Most of the houses were "junk" when they got them, Moore says. "And we put a lot of care into them.... We have higher standards for houses than the typical landlord would." They think about the dwellings not like landlords and renters, but like a homeowner would.
"We're trying to be a force in our neighborhood. We find a house, we fix it up, we put people in it, and then we don't sell that out for profit at any point. And it maintains the character, the affordability, the culture, and community in our neighborhoods that might occur otherwise -- folks are constantly pushed out and shifted around based on market forces. And that destroys communities."
KCH is a 501c3 non-profit organization, which has had "varying reliance on grants," Moore says, for new projects or new houses. Support has come from the Kalamazoo Community Foundation, Irving S. Gilmore Foundation, Stryker Johnston Foundation, and others. "But our core operations are all funded by fees from our members.
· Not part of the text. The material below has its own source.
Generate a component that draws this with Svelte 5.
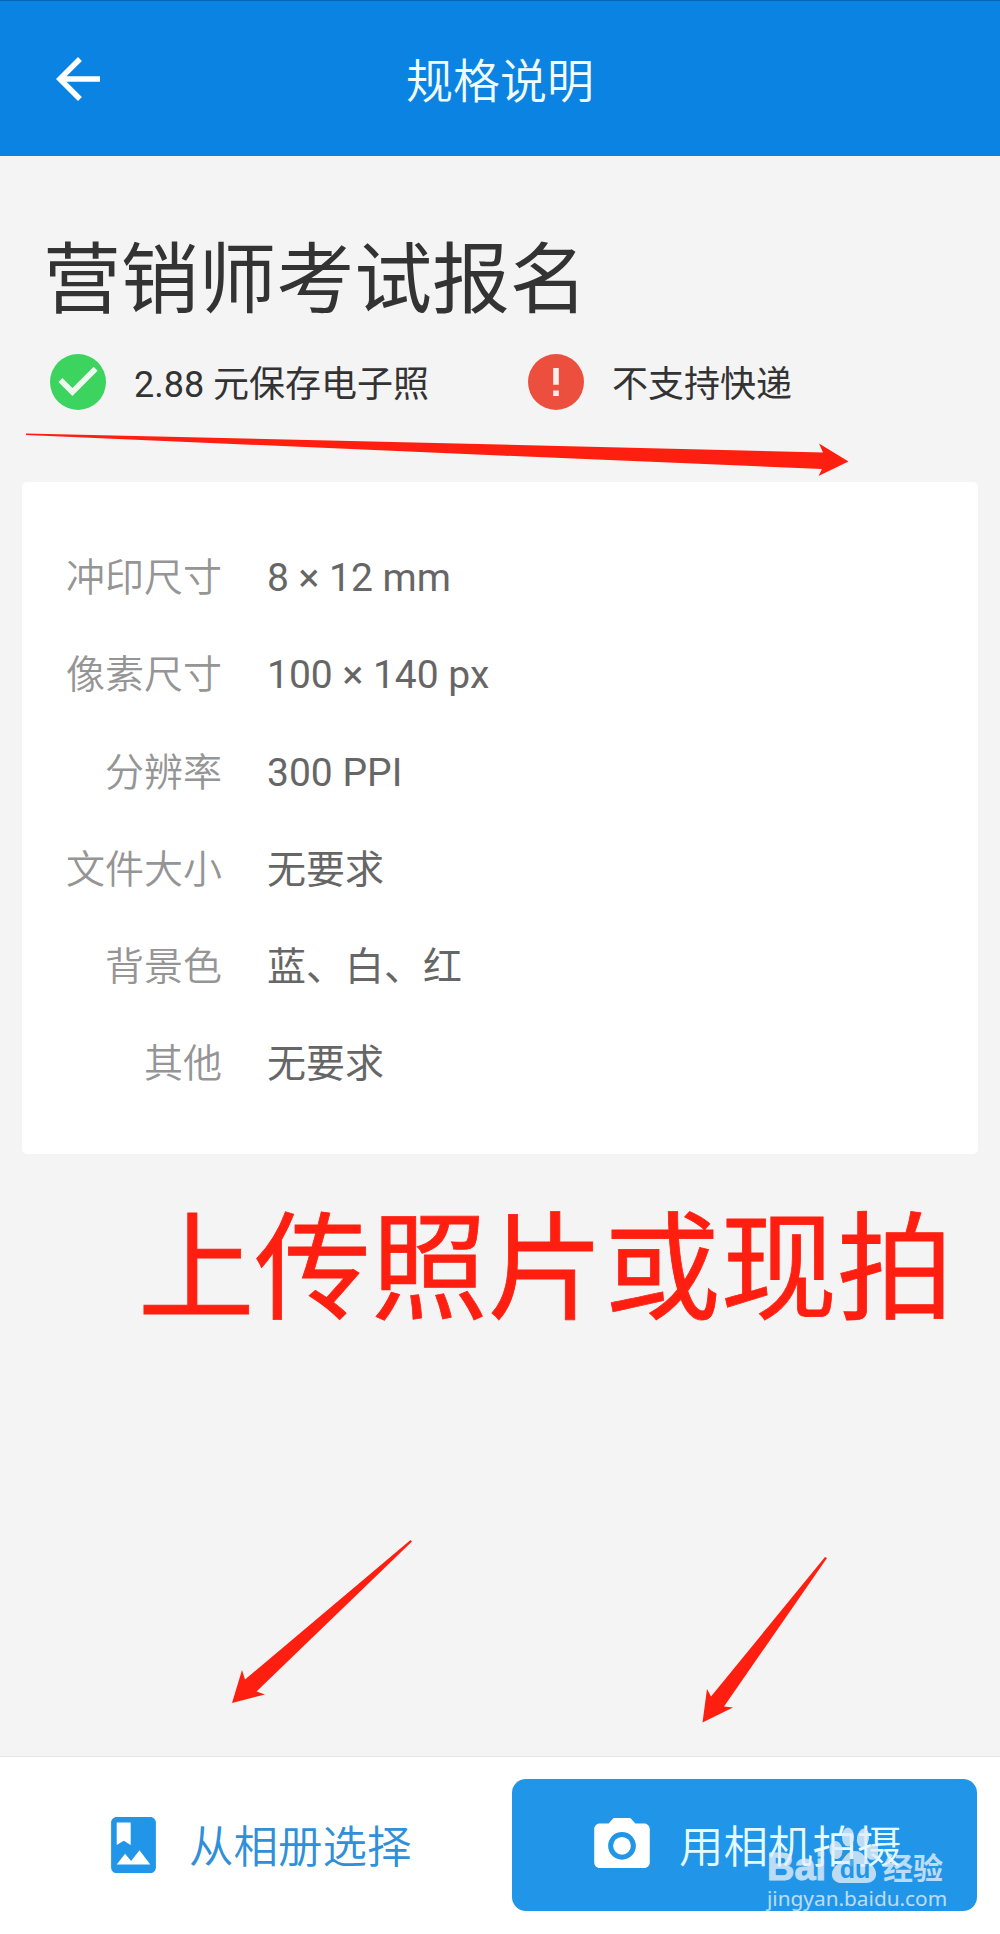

They work to be sustainable, "so if we were to lose all grant funding, it would require some changes, but we would be fine for the most part."
For Chumley, it all goes back to the more positive qualities of having roommates, when they're able to share chores or just hang out in the living room or garden.
Chumley says, "the most important part about that to me is the relationship building and emotional support." That support also makes living affordable. "When people are on their own, things are more expensive. It's more expensive to live on your own. You're the only person in charge of the rent, your food costs, utilities, all that. Sharing resources is one of the things we do to keep costs lower."